The counterpart to bank credit is debt, which is fuelling economic growth wherever it can be found. Even exports are on tick, with the ultimate buyers around the world also heavily dependent on credit. Indeed, the more one looks at the current business cycle, the more its current state resembles 2007-8 and 2000-01 before that.
Credit cycles unbacked by substance start like this: print some money to inflate asset prices. Collateral values then increase, stimulating bank lending. Borrowers buy property and stocks, increasing prices and spreading the feel-good factor. Now that personal balance sheets are "repaired", they buy new cars, new holidays and second homes, all on tick. Welcome to this point in time: the accumulation of debt has stopped us from increasing demand any further. The progression of events from here varies but the end result is easily predicted: it runs out of steam and turns into a financial crisis.
So how do we get away from this depressing and predictable cycle of events? The answer is simple: stop relying on the expansion of money and credit. We have forgotten that before Keynes told us to borrow to spend, debt was only taken on by entrepreneurs and businesses for very specific purposes as a last and not a first resort, and certainly not for everyday consumption.

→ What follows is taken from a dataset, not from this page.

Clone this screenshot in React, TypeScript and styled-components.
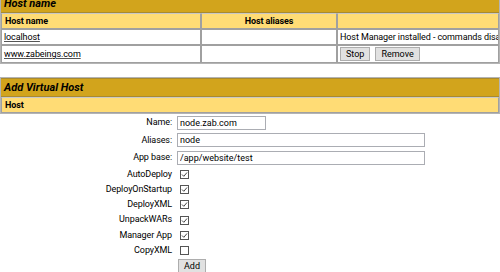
import React from "react";
import styled, { createGlobalStyle } from "styled-components";

const Global = createGlobalStyle`
  html, body { margin: 0; padding: 0; background: #fff; overflow: hidden; }
  body { font-family: Roboto, "Liberation Sans", sans-serif; font-size: 9px; letter-spacing: -0.1px; color: #000; }
`;

const Page = styled.div`
  margin-top: -7px;
  width: 500px;
  display: flex;
  flex-direction: column;
`;

const Table = styled.table`
  width: 100%;
  table-layout: fixed;
  border-collapse: separate;
  border-spacing: 0;
  border: 1px solid #b4b4b4;
`;

const TitleCell = styled.td`
  background: #d2a41c;
  font-style: italic;
  font-weight: bold;
  font-size: 11px;
  letter-spacing: 0;
  height: 17px;
  padding: 0 3px;
  border: 1px solid #a88a30;
  border-left: none;
  border-right: none;
`;

const HeaderCell = styled.td<{ $center?: boolean }>`
  background: #ffdc75;
  font-weight: bold;
  text-align: ${(p) => (p.$center ? "center" : "left")};
  height: 14px;
  padding: 0 3px;
  border: 1px solid #a0a0a0;
  border-top-color: #c8c8c8;
`;

const Cell = styled.td`
  height: 14px;
  padding: 0 2px;
  border: 1px solid #a0a0a0;
  white-space: nowrap;
  overflow: hidden;
  background: #fff;
`;

const HostLink = styled.a`
  color: #000;
  text-decoration: underline;
  text-decoration-color: #555;
`;

const Button = styled.button`
  font: inherit;
  height: 14px;
  line-height: 12px;
  padding: 0 5px;
  margin: 1px 5px 1px 0;
  background: #e1e1e1;
  border: 1px solid #adadad;
  color: #000;
  vertical-align: middle;
`;

const Spacer = styled.div`
  height: 13px;
`;

const Form = styled.div`
  display: grid;
  grid-template-columns: 172px auto;
  column-gap: 5px;
  align-items: center;
`;

const Label = styled.div<{ $tall?: boolean }>`
  text-align: right;
  height: ${(p) => (p.$tall ? "17.5px" : "15.3px")};
  line-height: ${(p) => (p.$tall ? "17.5px" : "15.3px")};
  white-space: nowrap;
`;

const Field = styled.div`
  display: flex;
  align-items: center;
`;

const TextInput = styled.input<{ $w: number }>`
  width: ${(p) => p.$w}px;
  height: 14px;
  box-sizing: border-box;
  border: 1px solid #abadb3;
  font: inherit;
  padding: 0 2px;
  margin: 0;
  outline: none;
`;

const Check = styled.span`
  display: inline-flex;
  width: 9px;
  height: 9px;
  box-sizing: border-box;
  border: 1px solid #555;
  margin-left: 3px;
  align-items: center;
  justify-content: center;
`;

const AddButton = styled(Button)`
  margin-top: 1px;
  margin-left: 1px;
`;

const CheckBox = ({ checked }: { checked: boolean }) => (
  <Check role="checkbox" aria-checked={checked}>
    {checked && (
      <svg width="7" height="7" viewBox="0 0 7 7">
        <path d="M1 3.5 L2.8 5.3 L6 1.5" fill="none" stroke="#444" strokeWidth="1" />
      </svg>
    )}
  </Check>
);

const checks: [string, boolean][] = [
  ["AutoDeploy", true],
  ["DeployOnStartup", true],
  ["DeployXML", true],
  ["UnpackWARs", true],
  ["Manager App", true],
  ["CopyXML", false],
];

export default function App() {
  return (
    <>
      <Global />
      <Page>
        <Table>
          <colgroup>
            <col style={{ width: 200 }} />
            <col style={{ width: 136 }} />
            <col />
          </colgroup>
          <tbody>
            <tr>
              <TitleCell colSpan={3}>Host name</TitleCell>
            </tr>
            <tr>
              <HeaderCell>Host name</HeaderCell>
              <HeaderCell $center>Host aliases</HeaderCell>
              <HeaderCell />
            </tr>
            <tr>
              <Cell>
                <HostLink href="#">localhost</HostLink>
              </Cell>
              <Cell />
              <Cell>Host Manager installed - commands disabled</Cell>
            </tr>
            <tr>
              <Cell>
                <HostLink href="#">www.zabeings.com</HostLink>
              </Cell>
              <Cell />
              <Cell>
                <Button>Stop</Button>
                <Button>Remove</Button>
              </Cell>
            </tr>
          </tbody>
        </Table>
        <Spacer />
        <Table>
          <tbody>
            <tr>
              <TitleCell>Add Virtual Host</TitleCell>
            </tr>
            <tr>
              <HeaderCell>Host</HeaderCell>
            </tr>
          </tbody>
        </Table>
        <Form>
          <Label $tall>Name:</Label>
          <Field>
            <TextInput $w={89} defaultValue="node.zab.com" />
          </Field>
          <Label $tall>Aliases:</Label>
          <Field>
            <TextInput $w={248} defaultValue="node" />
          </Field>
          <Label $tall>App base:</Label>
          <Field>
            <TextInput $w={248} defaultValue="/app/website/test" />
          </Field>
          {checks.map(([name, on]) => (
            <React.Fragment key={name}>
              <Label>{name}</Label>
              <Field>
                <CheckBox checked={on} />
              </Field>
            </React.Fragment>
          ))}
          <div />
          <Field>
            <AddButton>Add</AddButton>
          </Field>
        </Form>
      </Page>
    </>
  );
}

This was the reasoning behind Says Law, which states very simply that people produce things so that they can buy other things. Keynes replaced this logic with a different story: there's no need to make things in order to spend, so long as the state ensures you have the money available.
Understanding Keynes's mistake is the key to changing course away from repetitive cycles of economic destruction. Instead of printing money and encouraging borrowing, people should instead be encouraged to save. The truth of Say's Law can then operate, with people only spending what they can truly afford. Instead cash-strapped governments are likely to increase taxes on savings when they should be dropping them altogether.
After six years of monetary and tax policies that could have not been better designed to destroy savings and the savings ethic, you'd think governments might have learned some sort of lesson. They are having none of it. Instead Japan is hell-bent on monetary kamikaze, and the ECB is now warming us up for negative interest rates and/or QE.
The problem is far from being understood: if anything the destruction, even confiscation of savings, and the creation of yet more money are set to accelerate in a futile attempt to buy off the inevitable. And bond yields are telling us to batten down the hatches for the next crisis: it could be worse than 2008.